»»

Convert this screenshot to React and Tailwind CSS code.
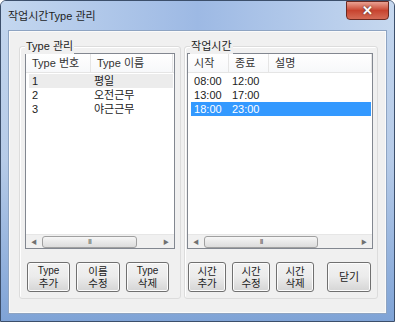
const FONT = { fontFamily: '"Liberation Sans", "Noto Sans CJK KR", sans-serif' };

function ScrollBar({ thumbLeft, thumbWidth }) {
  return (
    <div className="relative h-[14px] bg-[#f0f0f0] border-t border-[#e6e6e6]">
      <span className="absolute left-[5px] top-[3px] text-[6px] leading-[8px] text-[#707070]">◀</span>
      <div
        className="absolute top-[1px] h-[12px] rounded-[3px] border border-[#a0a0a0] bg-gradient-to-b from-[#f6f6f6] to-[#dcdcdc] flex items-center justify-center"
        style={{ left: thumbLeft, width: thumbWidth }}
      >
        <span className="text-[7px] leading-[8px] text-[#666] tracking-[-1px]">III</span>
      </div>
      <span className="absolute right-[5px] top-[3px] text-[6px] leading-[8px] text-[#707070]">▶</span>
    </div>
  );
}

function ListView({ columns, rows, selected, hover, thumbLeft, thumbWidth }) {
  return (
    <div className="flex flex-col h-[196px] border border-[#828790] bg-white">
      <div className="flex h-[19px] border-b border-[#e5e5e5] bg-gradient-to-b from-white to-[#f7f8fa] text-[11px] text-[#333]">
        {columns.map((c, i) => (
          <div
            key={i}
            className="flex items-center pl-[6px] border-r border-[#e5e5e5]"
            style={{ width: c.w }}
          >
            {c.label}
          </div>
        ))}
      </div>
      <div className="flex-1 pt-[1px] pl-[3px] pr-[1px]">
        {rows.map((r, i) => (
          <div
            key={i}
            className={
              "flex h-[14px] items-center text-[11px] leading-[14px] " +
              (i === selected
                ? "bg-[#3399ff] text-white"
                : i === hover
                ? "bg-[#ececec] text-[#222]"
                : "text-[#222]")
            }
          >
            {r.map((cell, j) => (
              <div
                key={j}
                className="pl-[3px] whitespace-nowrap"
                style={{ width: columns[j].w - (j === 0 ? 3 : 0) }}
              >
                {cell}
              </div>
            ))}
          </div>
        ))}
      </div>
      <ScrollBar thumbLeft={thumbLeft} thumbWidth={thumbWidth} />
    </div>
  );
}

function Btn({ lines, w = "w-[43px]" }) {
  return (
    <button
      className={
        w +
        " h-[30px] rounded-[3px] border border-[#707070] bg-gradient-to-b from-[#f2f2f2] via-[#ebebeb] to-[#d5d5d5] text-[#222] flex flex-col items-center justify-center shadow-[inset_0_0_0_1px_#fcfcfc]"
      }
    >
      {lines.map((l, i) => (
        <span
          key={i}
          className={
            "block " +
            (lines.length === 1
              ? "text-[11px] leading-[14px]"
              : l === "Type"
              ? "text-[10px] leading-[12px]"
              : "text-[10.5px] leading-[12.5px]")
          }
        >
          {l}
        </span>
      ))}
    </button>
  );
}

function GroupBox({ title, className, children }) {
  return (
    <div className={"relative border border-[#dcdcdc] rounded-[3px] shadow-[inset_1px_1px_0_#fff] " + className}>
      <span className="absolute left-[5px] top-[-9px] px-[1px] bg-[#f0f0f0] text-[11px] leading-[16px] text-[#222]">
        {title}
      </span>
      {children}
    </div>
  );
}

export default function App() {
  return (
    <div
      className="w-[395px] h-[322px] rounded-t-[6px] border border-[#3c4f6b] bg-gradient-to-b from-[#c3d6ee] via-[#b6cbe8] to-[#7fa3d6] flex flex-col overflow-hidden"
      style={FONT}
    >
      <div className="h-[29px] flex items-start justify-between pl-[7px] pr-[5px] bg-gradient-to-r from-[#c4d7ef] via-[#9db9e4] to-[#c6d8ef]">
        <span className="mt-[7px] text-[11px] leading-[16px] text-[#1e1e1e]">작업시간Type 관리</span>
        <div className="w-[43px] h-[19px] rounded-b-[4px] border border-[#6b2a22] bg-gradient-to-b from-[#e8a193] via-[#c7432f] to-[#d46a55] flex items-center justify-center">
          <span className="text-white text-[13px] font-bold leading-[13px] [text-shadow:0_0_2px_#333]">✕</span>
        </div>
      </div>
      <div className="mx-[7px] h-[284px] border border-[#8ea4c2] bg-[#f0f0f0] flex gap-[3px] pl-[10px] pr-[8px] pt-[15px] pb-[14px] shadow-[inset_0_0_0_1px_#fafafa]">
        <GroupBox title="Type 관리" className="w-[163px] px-[5px] pt-[6px]">
          <ListView
            columns={[
              { label: "Type 번호", w: 65 },
              { label: "Type 이름", w: 82 },
            ]}
            rows={[
              ["1", "평일"],
              ["2", "오전근무"],
              ["3", "야근근무"],
            ]}
            hover={0}
            thumbLeft={16}
            thumbWidth={95}
          />
          <div className="flex gap-[6px] mt-[13px] pl-[2px]">
            <Btn lines={["Type", "추가"]} />
            <Btn lines={["이름", "수정"]} w="w-[44px]" />
            <Btn lines={["Type", "삭제"]} />
          </div>
        </GroupBox>
        <GroupBox title="작업시간" className="w-[195px] px-[2px] pt-[6px]">
          <div className="w-[186px]">
            <ListView
              columns={[
                { label: "시작", w: 41 },
                { label: "종료", w: 40 },
                { label: "설명", w: 103 },
              ]}
              rows={[
                ["08:00", "12:00", ""],
                ["13:00", "17:00", ""],
                ["18:00", "23:00", ""],
              ]}
              selected={2}
              thumbLeft={16}
              thumbWidth={114}
            />
          </div>
          <div className="flex gap-[6px] mt-[13px] pl-[1px]">
            <Btn lines={["시간", "추가"]} w="w-[38px]" />
            <Btn lines={["시간", "수정"]} w="w-[38px]" />
            <Btn lines={["시간", "삭제"]} w="w-[38px]" />
            <div className="ml-[7px]">
              <Btn lines={["닫기"]} w="w-[44px]" />
            </div>
          </div>
        </GroupBox>
      </div>
    </div>
  );
}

««

What the exercise asks =>
Images should not appear in the copy; retype the listing above exactly.

Exercise answer =>
Convert this screenshot to React and Tailwind CSS code.
const FONT = { fontFamily: '"Liberation Sans", "Noto Sans CJK KR", sans-serif' };

function ScrollBar({ thumbLeft, thumbWidth }) {
  return (
    <div className="relative h-[14px] bg-[#f0f0f0] border-t border-[#e6e6e6]">
      <span className="absolute left-[5px] top-[3px] text-[6px] leading-[8px] text-[#707070]">◀</span>
      <div
        className="absolute top-[1px] h-[12px] rounded-[3px] border border-[#a0a0a0] bg-gradient-to-b from-[#f6f6f6] to-[#dcdcdc] flex items-center justify-center"
        style={{ left: thumbLeft, width: thumbWidth }}
      >
        <span className="text-[7px] leading-[8px] text-[#666] tracking-[-1px]">III</span>
      </div>
      <span className="absolute right-[5px] top-[3px] text-[6px] leading-[8px] text-[#707070]">▶</span>
    </div>
  );
}

function ListView({ columns, rows, selected, hover, thumbLeft, thumbWidth }) {
  return (
    <div className="flex flex-col h-[196px] border border-[#828790] bg-white">
      <div className="flex h-[19px] border-b border-[#e5e5e5] bg-gradient-to-b from-white to-[#f7f8fa] text-[11px] text-[#333]">
        {columns.map((c, i) => (
          <div
            key={i}
            className="flex items-center pl-[6px] border-r border-[#e5e5e5]"
            style={{ width: c.w }}
          >
            {c.label}
          </div>
        ))}
      </div>
      <div className="flex-1 pt-[1px] pl-[3px] pr-[1px]">
        {rows.map((r, i) => (
          <div
            key={i}
            className={
              "flex h-[14px] items-center text-[11px] leading-[14px] " +
              (i === selected
                ? "bg-[#3399ff] text-white"
                : i === hover
                ? "bg-[#ececec] text-[#222]"
                : "text-[#222]")
            }
          >
            {r.map((cell, j) => (
              <div
                key={j}
                className="pl-[3px] whitespace-nowrap"
                style={{ width: columns[j].w - (j === 0 ? 3 : 0) }}
              >
                {cell}
              </div>
            ))}
          </div>
        ))}
      </div>
      <ScrollBar thumbLeft={thumbLeft} thumbWidth={thumbWidth} />
    </div>
  );
}

function Btn({ lines, w = "w-[43px]" }) {
  return (
    <button
      className={
        w +
        " h-[30px] rounded-[3px] border border-[#707070] bg-gradient-to-b from-[#f2f2f2] via-[#ebebeb] to-[#d5d5d5] text-[#222] flex flex-col items-center justify-center shadow-[inset_0_0_0_1px_#fcfcfc]"
      }
    >
      {lines.map((l, i) => (
        <span
          key={i}
          className={
            "block " +
            (lines.length === 1
              ? "text-[11px] leading-[14px]"
              : l === "Type"
              ? "text-[10px] leading-[12px]"
              : "text-[10.5px] leading-[12.5px]")
          }
        >
          {l}
        </span>
      ))}
    </button>
  );
}

function GroupBox({ title, className, children }) {
  return (
    <div className={"relative border border-[#dcdcdc] rounded-[3px] shadow-[inset_1px_1px_0_#fff] " + className}>
      <span className="absolute left-[5px] top-[-9px] px-[1px] bg-[#f0f0f0] text-[11px] leading-[16px] text-[#222]">
        {title}
      </span>
      {children}
    </div>
  );
}

export default function App() {
  return (
    <div
      className="w-[395px] h-[322px] rounded-t-[6px] border border-[#3c4f6b] bg-gradient-to-b from-[#c3d6ee] via-[#b6cbe8] to-[#7fa3d6] flex flex-col overflow-hidden"
      style={FONT}
    >
      <div className="h-[29px] flex items-start justify-between pl-[7px] pr-[5px] bg-gradient-to-r from-[#c4d7ef] via-[#9db9e4] to-[#c6d8ef]">
        <span className="mt-[7px] text-[11px] leading-[16px] text-[#1e1e1e]">작업시간Type 관리</span>
        <div className="w-[43px] h-[19px] rounded-b-[4px] border border-[#6b2a22] bg-gradient-to-b from-[#e8a193] via-[#c7432f] to-[#d46a55] flex items-center justify-center">
          <span className="text-white text-[13px] font-bold leading-[13px] [text-shadow:0_0_2px_#333]">✕</span>
        </div>
      </div>
      <div className="mx-[7px] h-[284px] border border-[#8ea4c2] bg-[#f0f0f0] flex gap-[3px] pl-[10px] pr-[8px] pt-[15px] pb-[14px] shadow-[inset_0_0_0_1px_#fafafa]">
        <GroupBox title="Type 관리" className="w-[163px] px-[5px] pt-[6px]">
          <ListView
            columns={[
              { label: "Type 번호", w: 65 },
              { label: "Type 이름", w: 82 },
            ]}
            rows={[
              ["1", "평일"],
              ["2", "오전근무"],
              ["3", "야근근무"],
            ]}
            hover={0}
            thumbLeft={16}
            thumbWidth={95}
          />
          <div className="flex gap-[6px] mt-[13px] pl-[2px]">
            <Btn lines={["Type", "추가"]} />
            <Btn lines={["이름", "수정"]} w="w-[44px]" />
            <Btn lines={["Type", "삭제"]} />
          </div>
        </GroupBox>
        <GroupBox title="작업시간" className="w-[195px] px-[2px] pt-[6px]">
          <div className="w-[186px]">
            <ListView
              columns={[
                { label: "시작", w: 41 },
                { label: "종료", w: 40 },
                { label: "설명", w: 103 },
              ]}
              rows={[
                ["08:00", "12:00", ""],
                ["13:00", "17:00", ""],
                ["18:00", "23:00", ""],
              ]}
              selected={2}
              thumbLeft={16}
              thumbWidth={114}
            />
          </div>
          <div className="flex gap-[6px] mt-[13px] pl-[1px]">
            <Btn lines={["시간", "추가"]} w="w-[38px]" />
            <Btn lines={["시간", "수정"]} w="w-[38px]" />
            <Btn lines={["시간", "삭제"]} w="w-[38px]" />
            <div className="ml-[7px]">
              <Btn lines={["닫기"]} w="w-[44px]" />
            </div>
          </div>
        </GroupBox>
      </div>
    </div>
  );
}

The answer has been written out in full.